The Switch port runs well, and both games look fantastic in handheld mode or docked.
1. Ni No Kuni: Wrath of the White Witch
Ni No Kuni: Wrath of the White Witch feels like playing a Pokemon game animated by Studio Ghibli. The game follows the story of a boy named Oliver, who discovers he has magical talent. As High Lord of the Fairies, Oliver must help save the world.
The story is pretty cliche and made to be accessible, but the real meat of the game is how many monsters you can catch. There are four party members you control, and each party member gets three unique skill sets.
Ni No Kuni features over 400 familiars to tame and collect – making it one of the best games like Pokemon. The familiar rock, paper, scissors battle between status effects are present here, too. Some familiars have no associated sign and no additional bonuses or weaknesses, much like normal Pokemon.

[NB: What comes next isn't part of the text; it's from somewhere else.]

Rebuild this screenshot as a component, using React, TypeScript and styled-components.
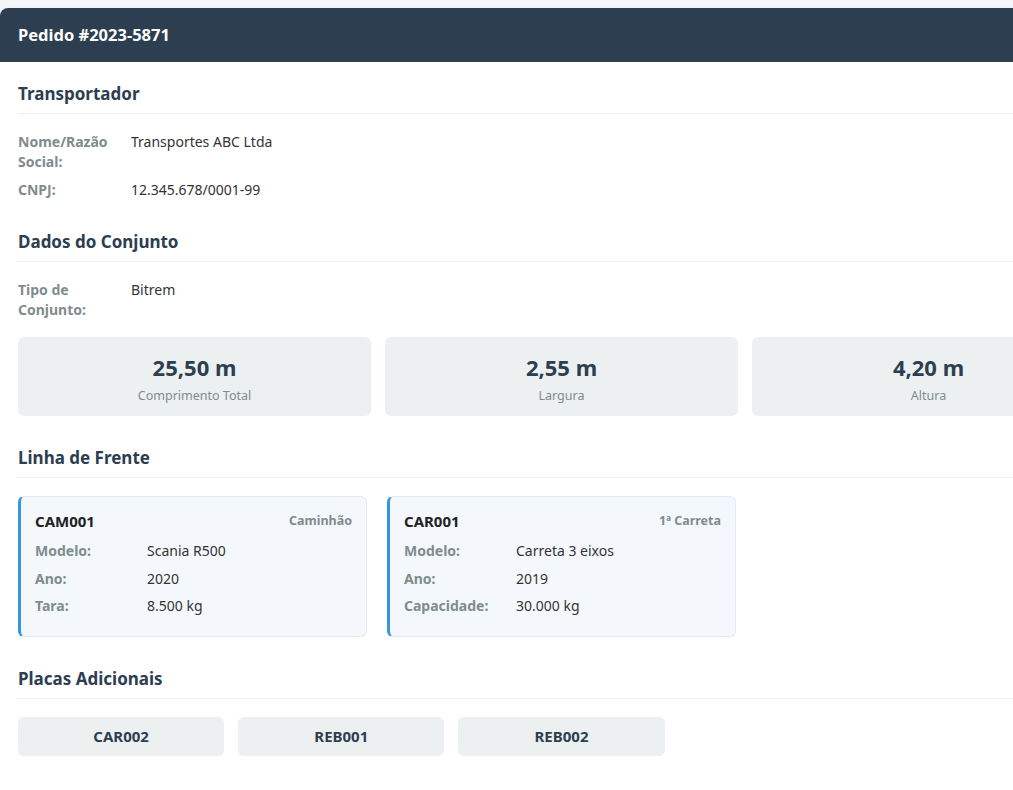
import React from "react";
import styled, { createGlobalStyle } from "styled-components";

const GlobalStyle = createGlobalStyle`
  html, body {
    margin: 0;
    padding: 0;
  }
  body {
    background: #f4f5f8;
    padding-top: 8px;
    font-family: "Noto Sans", "Open Sans", sans-serif;
    color: #333;
    font-size: 14px;
  }
`;

const Card = styled.div`
  width: 1123px;
  background: #fff;
  border-radius: 8px;
  overflow: hidden;
  box-shadow: 0 2px 6px rgba(0, 0, 0, 0.06);
`;

const Header = styled.div`
  background: #2c3e50;
  color: #fff;
  padding: 16px 18px;
  font-size: 16.5px;
  font-weight: 700;
  line-height: 22px;
`;

const Body = styled.div`
  padding: 19px 18px 20px;
`;

const Section = styled.section`
  margin-bottom: 29px;
`;

const SectionTitle = styled.h3`
  margin: 0 0 18px;
  padding-bottom: 7px;
  border-bottom: 1px solid #ecedef;
  font-size: 17px;
  line-height: 25px;
  font-weight: 700;
  color: #2c3e50;
`;

const InfoList = styled.div`
  display: flex;
  flex-direction: column;
  gap: 8px;
`;

const InfoRow = styled.div`
  display: grid;
  grid-template-columns: 113px 1fr;
  line-height: 20px;
`;

const Label = styled.span`
  font-weight: 700;
  color: #7f8c8d;
  padding-right: 10px;
`;

const Value = styled.span`
  color: #333;
`;

const StatGrid = styled.div`
  display: grid;
  grid-template-columns: repeat(3, 1fr);
  gap: 14px;
  margin-top: 17px;
`;

const Stat = styled.div`
  background: #ecf0f1;
  border-radius: 6px;
  padding: 15px 10px 11px;
  text-align: center;
`;

const StatValue = styled.div`
  font-size: 22px;
  font-weight: 700;
  color: #2c3e50;
  line-height: 30px;
  margin-bottom: 5px;
`;

const StatLabel = styled.div`
  font-size: 12.5px;
  color: #7f8c8d;
  line-height: 18px;
`;

const VehicleGrid = styled.div`
  display: grid;
  grid-template-columns: repeat(auto-fill, minmax(300px, 1fr));
  gap: 20px;
`;

const Vehicle = styled.div`
  background: #f4f8fc;
  border: 1px solid #e2eaf2;
  border-left: 3px solid #3498db;
  border-radius: 6px;
  padding: 13px 14px 20px;
`;

const VehicleHead = styled.div`
  display: flex;
  justify-content: space-between;
  align-items: center;
  line-height: 22px;
  margin-bottom: 9px;
`;

const Plate = styled.span`
  font-size: 15px;
  font-weight: 700;
  color: #222;
`;

const Kind = styled.span`
  font-size: 12.5px;
  font-weight: 700;
  color: #7f8c8d;
`;

const VehicleRows = styled.div`
  display: flex;
  flex-direction: column;
  gap: 7.5px;
`;

const VehicleRow = styled.div`
  display: grid;
  grid-template-columns: 112px 1fr;
  line-height: 20px;
`;

const ChipGrid = styled.div`
  display: grid;
  grid-template-columns: repeat(auto-fill, minmax(200px, 1fr));
  gap: 14px;
`;

const Chip = styled.div`
  background: #ecf0f1;
  border-radius: 6px;
  padding: 10px;
  line-height: 19px;
  text-align: center;
  font-size: 15px;
  font-weight: 700;
  color: #2c3e50;
`;

const vehicles = [
  {
    plate: "CAM001",
    kind: "Caminhão",
    rows: [
      ["Modelo:", "Scania R500"],
      ["Ano:", "2020"],
      ["Tara:", "8.500 kg"],
    ],
  },
  {
    plate: "CAR001",
    kind: "1ª Carreta",
    rows: [
      ["Modelo:", "Carreta 3 eixos"],
      ["Ano:", "2019"],
      ["Capacidade:", "30.000 kg"],
    ],
  },
];

export default function App() {
  return (
    <>
      <GlobalStyle />
      <Card>
        <Header>Pedido #2023-5871</Header>
        <Body>
          <Section>
            <SectionTitle>Transportador</SectionTitle>
            <InfoList>
              <InfoRow>
                <Label>Nome/Razão Social:</Label>
                <Value>Transportes ABC Ltda</Value>
              </InfoRow>
              <InfoRow>
                <Label>CNPJ:</Label>
                <Value>12.345.678/0001-99</Value>
              </InfoRow>
            </InfoList>
          </Section>

          <Section>
            <SectionTitle>Dados do Conjunto</SectionTitle>
            <InfoList>
              <InfoRow>
                <Label>Tipo de Conjunto:</Label>
                <Value>Bitrem</Value>
              </InfoRow>
            </InfoList>
            <StatGrid>
              <Stat>
                <StatValue>25,50 m</StatValue>
                <StatLabel>Comprimento Total</StatLabel>
              </Stat>
              <Stat>
                <StatValue>2,55 m</StatValue>
                <StatLabel>Largura</StatLabel>
              </Stat>
              <Stat>
                <StatValue>4,20 m</StatValue>
                <StatLabel>Altura</StatLabel>
              </Stat>
            </StatGrid>
          </Section>

          <Section>
            <SectionTitle>Linha de Frente</SectionTitle>
            <VehicleGrid>
              {vehicles.map((v) => (
                <Vehicle key={v.plate}>
                  <VehicleHead>
                    <Plate>{v.plate}</Plate>
                    <Kind>{v.kind}</Kind>
                  </VehicleHead>
                  <VehicleRows>
                    {v.rows.map(([l, val]) => (
                      <VehicleRow key={l}>
                        <Label>{l}</Label>
                        <Value>{val}</Value>
                      </VehicleRow>
                    ))}
                  </VehicleRows>
                </Vehicle>
              ))}
            </VehicleGrid>
          </Section>

          <Section>
            <SectionTitle>Placas Adicionais</SectionTitle>
            <ChipGrid>
              <Chip>CAR002</Chip>
              <Chip>REB001</Chip>
              <Chip>REB002</Chip>
            </ChipGrid>
          </Section>

          <Section>
            <SectionTitle>Detalhes da Carga</SectionTitle>
          </Section>
        </Body>
      </Card>
    </>
  );
}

Familiars can be leveled up by feeding them their favorite foods. Their stats can be raised by a max of 50 and which stats are raised depends on the food type given. Familiars can also ‘morph’ and develop more potent forms, but unlike Pokemon, you don’t want to morph them too soon. The final evolution of each familiar has two main branches to pick.
One key difference between Ni No Kuni and Pokemon is that battles in NNK are free action. You can move your characters around to avoid damage or collect glims to replenish health and mana. It also features a summons component like Final Fantasy, though it is a skill you unlock.
My only negative complaint about this game is how slow it is to play it. Exploring is very slow, talking to people is slow, and tutorials don’t stop even after 30 hours. The game holds your hand along the way, but it’s downright adorable, so it is somewhat forgiven.